In this week's conversation we intend to once again to break our Magician's Oath in relation to market levels and economic woes in Europe and in particularly the deflationary bias plaguing the periphery. We will look as well at the magician tricks used by American banks to use cheap funding in order to meet new liquidity requirements. 
The Magician Oath
"As a magician I promise never to reveal the secret of any illusion to a non-magician, unless that one swears to uphold the Magician's Oath in turn. I promise never to perform any illusion for any non-magician without first practicing the effect until I can perform it well enough to maintain the illusion of magic."
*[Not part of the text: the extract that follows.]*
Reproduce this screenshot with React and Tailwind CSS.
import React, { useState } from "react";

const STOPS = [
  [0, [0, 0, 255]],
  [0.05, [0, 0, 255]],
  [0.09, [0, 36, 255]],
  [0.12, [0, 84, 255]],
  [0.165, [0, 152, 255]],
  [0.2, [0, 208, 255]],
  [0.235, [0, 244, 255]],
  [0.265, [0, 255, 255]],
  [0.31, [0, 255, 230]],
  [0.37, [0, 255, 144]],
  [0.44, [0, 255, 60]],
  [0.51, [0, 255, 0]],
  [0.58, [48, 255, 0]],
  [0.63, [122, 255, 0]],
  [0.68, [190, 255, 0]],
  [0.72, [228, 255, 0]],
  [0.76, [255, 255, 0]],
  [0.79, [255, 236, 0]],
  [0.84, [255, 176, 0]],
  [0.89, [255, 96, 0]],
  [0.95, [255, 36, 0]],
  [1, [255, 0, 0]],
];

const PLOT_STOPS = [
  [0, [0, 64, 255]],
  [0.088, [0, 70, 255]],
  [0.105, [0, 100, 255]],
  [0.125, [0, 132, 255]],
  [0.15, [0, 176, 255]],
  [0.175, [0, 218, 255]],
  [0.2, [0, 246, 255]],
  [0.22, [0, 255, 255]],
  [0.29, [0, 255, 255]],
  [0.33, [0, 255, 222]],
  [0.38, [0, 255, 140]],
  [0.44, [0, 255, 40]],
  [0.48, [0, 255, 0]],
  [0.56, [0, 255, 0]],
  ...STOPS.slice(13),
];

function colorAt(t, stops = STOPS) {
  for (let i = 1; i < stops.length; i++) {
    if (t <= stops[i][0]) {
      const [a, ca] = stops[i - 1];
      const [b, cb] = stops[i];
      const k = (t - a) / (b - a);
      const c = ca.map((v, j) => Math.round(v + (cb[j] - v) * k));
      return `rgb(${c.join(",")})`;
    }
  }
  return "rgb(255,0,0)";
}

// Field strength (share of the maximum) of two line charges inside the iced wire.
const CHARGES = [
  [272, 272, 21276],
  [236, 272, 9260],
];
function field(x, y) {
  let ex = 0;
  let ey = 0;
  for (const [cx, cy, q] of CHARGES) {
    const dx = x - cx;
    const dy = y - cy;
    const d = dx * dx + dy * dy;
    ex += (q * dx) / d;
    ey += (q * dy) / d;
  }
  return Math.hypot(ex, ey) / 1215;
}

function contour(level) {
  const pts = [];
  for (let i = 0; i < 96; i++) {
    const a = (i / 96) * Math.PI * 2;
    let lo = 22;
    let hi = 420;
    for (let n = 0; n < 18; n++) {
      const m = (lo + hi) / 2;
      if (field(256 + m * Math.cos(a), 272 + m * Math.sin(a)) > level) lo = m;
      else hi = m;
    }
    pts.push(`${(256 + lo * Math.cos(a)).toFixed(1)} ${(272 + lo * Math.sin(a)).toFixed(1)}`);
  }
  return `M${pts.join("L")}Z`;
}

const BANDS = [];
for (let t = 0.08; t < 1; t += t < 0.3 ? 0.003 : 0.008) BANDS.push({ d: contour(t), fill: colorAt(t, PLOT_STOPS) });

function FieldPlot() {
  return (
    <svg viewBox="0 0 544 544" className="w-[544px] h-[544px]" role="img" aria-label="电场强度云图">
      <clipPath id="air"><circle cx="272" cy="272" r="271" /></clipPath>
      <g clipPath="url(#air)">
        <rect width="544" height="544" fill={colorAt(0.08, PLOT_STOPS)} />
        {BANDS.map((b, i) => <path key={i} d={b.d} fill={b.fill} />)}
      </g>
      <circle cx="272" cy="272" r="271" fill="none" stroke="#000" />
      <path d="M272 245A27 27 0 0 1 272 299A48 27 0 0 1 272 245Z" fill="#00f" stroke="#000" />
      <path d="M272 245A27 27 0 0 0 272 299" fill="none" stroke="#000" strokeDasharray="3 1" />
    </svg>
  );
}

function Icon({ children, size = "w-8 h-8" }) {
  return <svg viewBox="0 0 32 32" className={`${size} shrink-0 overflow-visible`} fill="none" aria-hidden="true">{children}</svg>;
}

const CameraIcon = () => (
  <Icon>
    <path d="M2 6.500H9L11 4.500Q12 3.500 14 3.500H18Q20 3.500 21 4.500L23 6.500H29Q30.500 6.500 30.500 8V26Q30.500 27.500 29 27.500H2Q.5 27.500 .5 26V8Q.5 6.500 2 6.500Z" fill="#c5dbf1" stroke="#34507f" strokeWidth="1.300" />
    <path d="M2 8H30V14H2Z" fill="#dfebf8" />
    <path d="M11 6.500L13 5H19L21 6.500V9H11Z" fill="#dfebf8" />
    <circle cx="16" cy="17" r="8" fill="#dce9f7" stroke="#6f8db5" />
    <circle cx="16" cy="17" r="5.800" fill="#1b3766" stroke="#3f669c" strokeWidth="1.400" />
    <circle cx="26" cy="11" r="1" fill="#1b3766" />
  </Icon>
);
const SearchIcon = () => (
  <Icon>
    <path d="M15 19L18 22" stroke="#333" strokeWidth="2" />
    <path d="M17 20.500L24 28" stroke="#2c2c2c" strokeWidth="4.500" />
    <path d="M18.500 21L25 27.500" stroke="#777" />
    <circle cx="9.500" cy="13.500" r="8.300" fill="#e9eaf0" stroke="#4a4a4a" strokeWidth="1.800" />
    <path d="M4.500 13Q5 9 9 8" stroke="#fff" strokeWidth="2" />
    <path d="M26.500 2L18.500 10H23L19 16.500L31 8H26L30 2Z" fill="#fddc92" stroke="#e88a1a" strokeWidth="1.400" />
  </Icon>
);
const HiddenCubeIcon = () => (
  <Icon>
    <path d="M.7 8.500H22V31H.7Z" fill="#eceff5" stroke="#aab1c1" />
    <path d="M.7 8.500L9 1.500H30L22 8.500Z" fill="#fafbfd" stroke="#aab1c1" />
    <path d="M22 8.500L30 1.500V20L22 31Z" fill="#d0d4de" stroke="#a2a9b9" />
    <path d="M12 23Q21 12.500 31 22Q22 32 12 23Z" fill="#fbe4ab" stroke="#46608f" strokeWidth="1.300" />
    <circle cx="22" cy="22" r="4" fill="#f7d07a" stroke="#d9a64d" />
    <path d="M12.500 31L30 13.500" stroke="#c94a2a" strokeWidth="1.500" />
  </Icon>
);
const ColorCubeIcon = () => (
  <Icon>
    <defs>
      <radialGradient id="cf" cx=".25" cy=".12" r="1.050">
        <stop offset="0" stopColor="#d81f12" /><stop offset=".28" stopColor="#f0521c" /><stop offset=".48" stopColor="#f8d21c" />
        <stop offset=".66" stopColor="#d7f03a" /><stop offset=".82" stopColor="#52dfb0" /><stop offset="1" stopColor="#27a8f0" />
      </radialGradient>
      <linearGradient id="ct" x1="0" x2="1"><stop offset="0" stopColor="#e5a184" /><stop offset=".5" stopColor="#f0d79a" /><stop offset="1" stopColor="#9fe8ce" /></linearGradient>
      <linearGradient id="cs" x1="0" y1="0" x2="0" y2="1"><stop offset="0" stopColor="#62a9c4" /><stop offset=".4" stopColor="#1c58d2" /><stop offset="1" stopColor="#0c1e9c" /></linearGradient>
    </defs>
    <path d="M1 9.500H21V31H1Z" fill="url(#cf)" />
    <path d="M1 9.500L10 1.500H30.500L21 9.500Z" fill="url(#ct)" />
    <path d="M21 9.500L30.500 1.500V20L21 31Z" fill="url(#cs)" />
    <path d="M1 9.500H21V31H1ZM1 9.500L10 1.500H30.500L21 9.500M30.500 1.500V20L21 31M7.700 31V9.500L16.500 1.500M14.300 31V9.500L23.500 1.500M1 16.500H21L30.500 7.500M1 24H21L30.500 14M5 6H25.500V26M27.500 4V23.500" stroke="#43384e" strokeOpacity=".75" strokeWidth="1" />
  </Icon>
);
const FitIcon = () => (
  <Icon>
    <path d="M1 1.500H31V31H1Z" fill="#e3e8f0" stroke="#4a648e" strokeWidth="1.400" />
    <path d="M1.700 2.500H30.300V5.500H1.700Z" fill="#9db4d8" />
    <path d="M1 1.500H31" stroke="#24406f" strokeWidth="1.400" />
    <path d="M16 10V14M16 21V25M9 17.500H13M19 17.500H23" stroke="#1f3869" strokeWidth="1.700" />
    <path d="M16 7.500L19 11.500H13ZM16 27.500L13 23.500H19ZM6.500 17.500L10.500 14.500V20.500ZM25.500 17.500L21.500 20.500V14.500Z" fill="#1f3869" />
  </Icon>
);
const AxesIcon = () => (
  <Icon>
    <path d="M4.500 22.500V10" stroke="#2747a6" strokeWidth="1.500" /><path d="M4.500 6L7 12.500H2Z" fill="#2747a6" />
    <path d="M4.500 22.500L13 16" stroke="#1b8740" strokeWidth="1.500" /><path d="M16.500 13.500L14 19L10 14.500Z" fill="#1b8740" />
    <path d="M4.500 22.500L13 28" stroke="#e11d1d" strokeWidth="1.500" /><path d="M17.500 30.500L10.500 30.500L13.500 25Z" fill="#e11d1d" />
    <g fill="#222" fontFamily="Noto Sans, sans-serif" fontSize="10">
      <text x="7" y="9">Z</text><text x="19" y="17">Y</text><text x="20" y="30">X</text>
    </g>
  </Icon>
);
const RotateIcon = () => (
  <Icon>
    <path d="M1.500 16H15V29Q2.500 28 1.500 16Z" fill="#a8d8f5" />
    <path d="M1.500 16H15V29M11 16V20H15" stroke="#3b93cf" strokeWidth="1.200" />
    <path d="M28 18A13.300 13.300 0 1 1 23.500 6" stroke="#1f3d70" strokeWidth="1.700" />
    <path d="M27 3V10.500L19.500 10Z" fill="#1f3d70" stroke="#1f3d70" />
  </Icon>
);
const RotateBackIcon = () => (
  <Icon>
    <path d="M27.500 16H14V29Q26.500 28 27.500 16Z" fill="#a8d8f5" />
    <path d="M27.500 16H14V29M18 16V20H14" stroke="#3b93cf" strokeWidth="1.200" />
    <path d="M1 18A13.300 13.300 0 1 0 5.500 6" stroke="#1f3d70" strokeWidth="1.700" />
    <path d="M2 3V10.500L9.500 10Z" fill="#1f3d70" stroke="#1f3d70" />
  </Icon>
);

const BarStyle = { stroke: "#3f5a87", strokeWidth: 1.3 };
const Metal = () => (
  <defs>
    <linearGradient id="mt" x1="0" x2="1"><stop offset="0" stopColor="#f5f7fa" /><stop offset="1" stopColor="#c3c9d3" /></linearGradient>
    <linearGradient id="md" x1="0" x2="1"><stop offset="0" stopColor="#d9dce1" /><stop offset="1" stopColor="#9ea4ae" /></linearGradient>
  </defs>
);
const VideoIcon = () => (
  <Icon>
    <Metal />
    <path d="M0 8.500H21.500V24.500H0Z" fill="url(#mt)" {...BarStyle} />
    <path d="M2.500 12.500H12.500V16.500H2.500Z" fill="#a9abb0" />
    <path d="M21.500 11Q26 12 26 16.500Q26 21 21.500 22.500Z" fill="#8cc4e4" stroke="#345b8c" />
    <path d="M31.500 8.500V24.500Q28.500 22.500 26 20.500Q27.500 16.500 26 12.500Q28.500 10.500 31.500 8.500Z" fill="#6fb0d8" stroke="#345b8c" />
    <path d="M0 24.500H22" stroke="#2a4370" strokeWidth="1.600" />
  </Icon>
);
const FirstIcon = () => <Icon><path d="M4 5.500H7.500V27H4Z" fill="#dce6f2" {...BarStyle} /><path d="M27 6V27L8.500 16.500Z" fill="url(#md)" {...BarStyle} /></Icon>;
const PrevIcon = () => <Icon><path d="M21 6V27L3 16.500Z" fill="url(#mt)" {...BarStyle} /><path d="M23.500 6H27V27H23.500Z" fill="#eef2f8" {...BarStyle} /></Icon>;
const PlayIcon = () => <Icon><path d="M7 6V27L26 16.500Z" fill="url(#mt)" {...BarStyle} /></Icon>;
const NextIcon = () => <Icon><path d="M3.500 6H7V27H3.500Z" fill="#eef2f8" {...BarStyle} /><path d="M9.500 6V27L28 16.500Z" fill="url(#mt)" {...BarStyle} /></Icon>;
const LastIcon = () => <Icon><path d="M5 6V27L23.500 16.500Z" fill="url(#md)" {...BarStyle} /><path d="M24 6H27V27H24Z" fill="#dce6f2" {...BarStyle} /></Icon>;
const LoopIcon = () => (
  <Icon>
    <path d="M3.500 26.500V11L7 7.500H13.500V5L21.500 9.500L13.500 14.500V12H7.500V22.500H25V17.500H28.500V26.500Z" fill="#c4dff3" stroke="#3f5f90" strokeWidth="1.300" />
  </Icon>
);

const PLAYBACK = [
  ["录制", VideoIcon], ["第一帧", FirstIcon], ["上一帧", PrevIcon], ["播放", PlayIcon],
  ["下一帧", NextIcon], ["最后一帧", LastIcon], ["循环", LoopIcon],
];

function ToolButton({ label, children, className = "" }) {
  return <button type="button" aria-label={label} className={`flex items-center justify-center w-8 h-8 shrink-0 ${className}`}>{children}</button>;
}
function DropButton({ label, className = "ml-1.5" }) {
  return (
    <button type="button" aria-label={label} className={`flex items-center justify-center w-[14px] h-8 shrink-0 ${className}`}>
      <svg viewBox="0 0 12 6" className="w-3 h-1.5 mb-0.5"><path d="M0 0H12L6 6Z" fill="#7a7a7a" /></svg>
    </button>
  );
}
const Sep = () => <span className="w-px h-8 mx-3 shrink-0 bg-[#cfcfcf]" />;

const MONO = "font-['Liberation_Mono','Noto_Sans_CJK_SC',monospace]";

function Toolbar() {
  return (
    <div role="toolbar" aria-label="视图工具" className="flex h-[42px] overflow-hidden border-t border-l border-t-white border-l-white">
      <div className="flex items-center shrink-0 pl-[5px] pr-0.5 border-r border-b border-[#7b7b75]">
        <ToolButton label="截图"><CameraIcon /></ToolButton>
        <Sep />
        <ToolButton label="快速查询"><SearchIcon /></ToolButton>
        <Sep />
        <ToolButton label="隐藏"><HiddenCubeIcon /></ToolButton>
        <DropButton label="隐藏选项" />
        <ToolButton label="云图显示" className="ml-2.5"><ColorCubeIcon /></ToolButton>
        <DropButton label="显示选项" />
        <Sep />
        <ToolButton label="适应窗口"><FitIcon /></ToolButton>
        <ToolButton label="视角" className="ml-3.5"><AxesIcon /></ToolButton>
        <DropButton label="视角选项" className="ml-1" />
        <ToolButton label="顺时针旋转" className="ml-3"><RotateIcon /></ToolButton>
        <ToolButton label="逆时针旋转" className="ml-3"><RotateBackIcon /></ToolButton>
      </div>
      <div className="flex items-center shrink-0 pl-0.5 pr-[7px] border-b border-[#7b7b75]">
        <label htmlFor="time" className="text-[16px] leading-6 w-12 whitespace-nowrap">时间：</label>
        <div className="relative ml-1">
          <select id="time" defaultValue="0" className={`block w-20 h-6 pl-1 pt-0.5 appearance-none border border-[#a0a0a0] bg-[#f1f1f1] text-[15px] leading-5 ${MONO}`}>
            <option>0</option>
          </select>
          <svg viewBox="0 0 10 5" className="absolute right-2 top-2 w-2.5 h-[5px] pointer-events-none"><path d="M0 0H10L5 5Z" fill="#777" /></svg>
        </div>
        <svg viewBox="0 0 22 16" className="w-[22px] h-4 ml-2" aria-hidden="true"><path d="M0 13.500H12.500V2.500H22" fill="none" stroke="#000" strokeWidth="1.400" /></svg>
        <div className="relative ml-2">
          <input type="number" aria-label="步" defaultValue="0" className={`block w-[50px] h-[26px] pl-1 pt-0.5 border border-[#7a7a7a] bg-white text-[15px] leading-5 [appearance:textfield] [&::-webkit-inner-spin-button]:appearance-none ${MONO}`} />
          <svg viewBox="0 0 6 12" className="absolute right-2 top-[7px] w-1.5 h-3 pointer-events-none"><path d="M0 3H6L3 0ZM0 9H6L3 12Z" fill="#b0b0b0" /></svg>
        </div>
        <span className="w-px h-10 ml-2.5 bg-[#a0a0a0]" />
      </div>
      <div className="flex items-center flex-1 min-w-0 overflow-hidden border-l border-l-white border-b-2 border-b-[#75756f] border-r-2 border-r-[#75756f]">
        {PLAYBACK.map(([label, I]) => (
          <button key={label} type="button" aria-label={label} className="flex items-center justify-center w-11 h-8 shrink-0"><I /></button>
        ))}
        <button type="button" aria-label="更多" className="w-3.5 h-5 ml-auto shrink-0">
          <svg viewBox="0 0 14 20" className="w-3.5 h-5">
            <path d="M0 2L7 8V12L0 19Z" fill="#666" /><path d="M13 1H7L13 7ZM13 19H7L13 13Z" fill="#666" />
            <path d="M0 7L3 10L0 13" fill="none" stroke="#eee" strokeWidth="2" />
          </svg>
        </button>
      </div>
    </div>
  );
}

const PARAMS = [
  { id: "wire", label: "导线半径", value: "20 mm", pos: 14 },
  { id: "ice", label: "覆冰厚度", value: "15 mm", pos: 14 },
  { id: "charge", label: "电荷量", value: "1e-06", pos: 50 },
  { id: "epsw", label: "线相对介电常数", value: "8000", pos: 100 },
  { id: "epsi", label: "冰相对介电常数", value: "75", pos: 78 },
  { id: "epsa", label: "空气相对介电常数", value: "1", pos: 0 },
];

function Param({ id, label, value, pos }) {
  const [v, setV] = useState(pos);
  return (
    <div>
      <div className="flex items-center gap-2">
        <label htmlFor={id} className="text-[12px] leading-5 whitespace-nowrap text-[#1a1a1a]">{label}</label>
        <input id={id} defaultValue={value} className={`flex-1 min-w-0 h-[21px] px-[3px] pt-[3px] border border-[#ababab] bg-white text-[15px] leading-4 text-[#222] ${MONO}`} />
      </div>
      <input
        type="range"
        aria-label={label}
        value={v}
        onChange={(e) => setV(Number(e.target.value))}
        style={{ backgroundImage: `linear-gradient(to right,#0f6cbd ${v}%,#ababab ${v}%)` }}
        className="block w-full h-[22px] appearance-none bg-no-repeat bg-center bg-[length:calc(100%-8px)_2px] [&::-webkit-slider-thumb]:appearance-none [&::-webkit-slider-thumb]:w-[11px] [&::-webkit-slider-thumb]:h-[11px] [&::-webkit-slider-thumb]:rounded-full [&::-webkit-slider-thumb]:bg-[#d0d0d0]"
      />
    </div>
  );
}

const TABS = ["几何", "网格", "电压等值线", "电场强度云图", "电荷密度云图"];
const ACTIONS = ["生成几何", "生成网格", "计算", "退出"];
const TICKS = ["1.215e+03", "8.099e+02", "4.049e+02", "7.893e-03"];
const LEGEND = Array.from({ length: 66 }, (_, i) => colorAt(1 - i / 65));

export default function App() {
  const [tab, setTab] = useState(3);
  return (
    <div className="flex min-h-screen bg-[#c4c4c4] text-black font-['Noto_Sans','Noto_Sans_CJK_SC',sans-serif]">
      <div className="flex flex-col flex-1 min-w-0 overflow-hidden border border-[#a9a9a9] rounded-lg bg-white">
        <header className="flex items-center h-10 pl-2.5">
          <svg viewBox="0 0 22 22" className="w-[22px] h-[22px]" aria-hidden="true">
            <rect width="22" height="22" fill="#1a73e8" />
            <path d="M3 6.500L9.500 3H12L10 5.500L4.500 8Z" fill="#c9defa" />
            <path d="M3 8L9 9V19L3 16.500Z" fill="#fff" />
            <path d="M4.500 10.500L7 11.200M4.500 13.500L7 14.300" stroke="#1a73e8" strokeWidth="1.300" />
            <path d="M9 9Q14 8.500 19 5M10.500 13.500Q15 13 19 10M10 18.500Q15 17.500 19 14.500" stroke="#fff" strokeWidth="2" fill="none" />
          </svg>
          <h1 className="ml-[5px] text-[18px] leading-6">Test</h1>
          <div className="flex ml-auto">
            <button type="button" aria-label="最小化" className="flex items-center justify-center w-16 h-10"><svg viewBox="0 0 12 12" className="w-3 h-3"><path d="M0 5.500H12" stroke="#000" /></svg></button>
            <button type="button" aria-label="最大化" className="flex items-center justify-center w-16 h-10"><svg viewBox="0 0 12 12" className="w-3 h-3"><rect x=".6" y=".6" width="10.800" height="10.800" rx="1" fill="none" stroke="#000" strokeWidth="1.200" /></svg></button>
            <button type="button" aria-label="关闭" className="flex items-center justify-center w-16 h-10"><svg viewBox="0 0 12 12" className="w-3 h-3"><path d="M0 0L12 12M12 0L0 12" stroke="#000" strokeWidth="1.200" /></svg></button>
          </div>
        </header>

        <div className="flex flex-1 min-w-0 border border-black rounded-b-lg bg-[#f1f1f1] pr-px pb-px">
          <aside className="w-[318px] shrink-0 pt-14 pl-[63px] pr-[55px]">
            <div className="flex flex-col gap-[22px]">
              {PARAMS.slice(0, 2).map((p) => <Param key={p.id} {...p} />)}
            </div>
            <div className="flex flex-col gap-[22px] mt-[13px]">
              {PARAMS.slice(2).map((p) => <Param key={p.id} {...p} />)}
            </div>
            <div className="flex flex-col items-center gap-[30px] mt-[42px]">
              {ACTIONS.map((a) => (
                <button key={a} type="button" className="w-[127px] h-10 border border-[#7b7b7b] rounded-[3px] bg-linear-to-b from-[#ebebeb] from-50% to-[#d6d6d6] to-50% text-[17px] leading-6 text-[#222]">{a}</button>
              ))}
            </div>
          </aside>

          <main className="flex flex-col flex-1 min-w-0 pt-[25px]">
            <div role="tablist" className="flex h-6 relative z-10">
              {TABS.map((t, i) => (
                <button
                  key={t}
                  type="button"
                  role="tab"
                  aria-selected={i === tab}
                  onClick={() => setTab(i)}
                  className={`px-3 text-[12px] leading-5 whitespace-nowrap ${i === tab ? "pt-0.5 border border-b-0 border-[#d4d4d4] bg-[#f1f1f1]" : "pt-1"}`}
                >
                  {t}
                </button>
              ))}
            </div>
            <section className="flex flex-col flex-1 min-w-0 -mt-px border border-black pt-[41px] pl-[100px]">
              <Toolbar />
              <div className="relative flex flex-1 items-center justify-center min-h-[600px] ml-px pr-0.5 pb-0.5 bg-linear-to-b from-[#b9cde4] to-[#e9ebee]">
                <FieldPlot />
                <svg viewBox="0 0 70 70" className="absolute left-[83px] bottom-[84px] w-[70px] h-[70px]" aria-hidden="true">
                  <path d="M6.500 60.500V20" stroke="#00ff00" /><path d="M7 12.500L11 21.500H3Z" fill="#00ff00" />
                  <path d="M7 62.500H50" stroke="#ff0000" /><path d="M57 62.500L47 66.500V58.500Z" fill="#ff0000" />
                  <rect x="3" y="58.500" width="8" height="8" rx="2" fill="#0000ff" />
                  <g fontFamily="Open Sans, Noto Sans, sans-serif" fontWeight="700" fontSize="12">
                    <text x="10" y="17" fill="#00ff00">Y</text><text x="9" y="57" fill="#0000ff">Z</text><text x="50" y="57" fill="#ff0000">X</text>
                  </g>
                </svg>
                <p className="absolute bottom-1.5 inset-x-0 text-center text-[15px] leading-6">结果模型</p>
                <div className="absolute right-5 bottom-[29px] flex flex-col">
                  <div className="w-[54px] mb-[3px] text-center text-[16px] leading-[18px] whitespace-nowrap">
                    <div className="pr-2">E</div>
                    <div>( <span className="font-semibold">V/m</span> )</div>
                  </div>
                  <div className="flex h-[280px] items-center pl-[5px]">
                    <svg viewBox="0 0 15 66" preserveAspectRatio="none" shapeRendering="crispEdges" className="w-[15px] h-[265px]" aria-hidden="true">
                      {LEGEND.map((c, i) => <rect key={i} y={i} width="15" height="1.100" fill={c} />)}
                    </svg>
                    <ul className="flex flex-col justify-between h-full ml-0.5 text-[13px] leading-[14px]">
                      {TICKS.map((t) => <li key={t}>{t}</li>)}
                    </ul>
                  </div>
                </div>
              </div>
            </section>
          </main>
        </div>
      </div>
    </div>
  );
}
When it comes to European magician tricks versus US magician tricks, so far the Europeans have indeed displayed a wonderful performance when one looks at Greek bond gains versus US Tech stocks as displayed by Bloomberg's recent Chart of the Day:
"Greek government bonds have been a more rewarding investment during the tenure of Prime Minister Antonis Samaras than any technology stock in the Standard & Poor’s 500 Index.
The CHART OF THE DAY compares price changes in Greece’s 10-year note and shares of First Solar Inc. since Samaras was sworn into office on June 20, 2012. First Solar, a power-plant developer and solar-cell maker, had the period’s biggest gain among companies in the S&P 500 Information Technology Index.
Greece issued the notes in February 2012 as part of the biggest sovereign-debt restructuring in history. They climbed 379 percent through yesterday under Samaras, who is seeking to revive the economy. Interest payments brought the total return to 393 percent. Shares of First Solar, which doesn’t pay any dividends, gained 344 percent.
“The market has a short memory,” Lyn Graham-Taylor, a fixed-income strategist at Rabobank International, said in a telephone interview yesterday.
Greece’s return to a budget surplus before interest costs has benefited bondholders, the London-based analyst said. The country ran a surplus of 2.9 billion euros ($3.9 billion) on that basis last year.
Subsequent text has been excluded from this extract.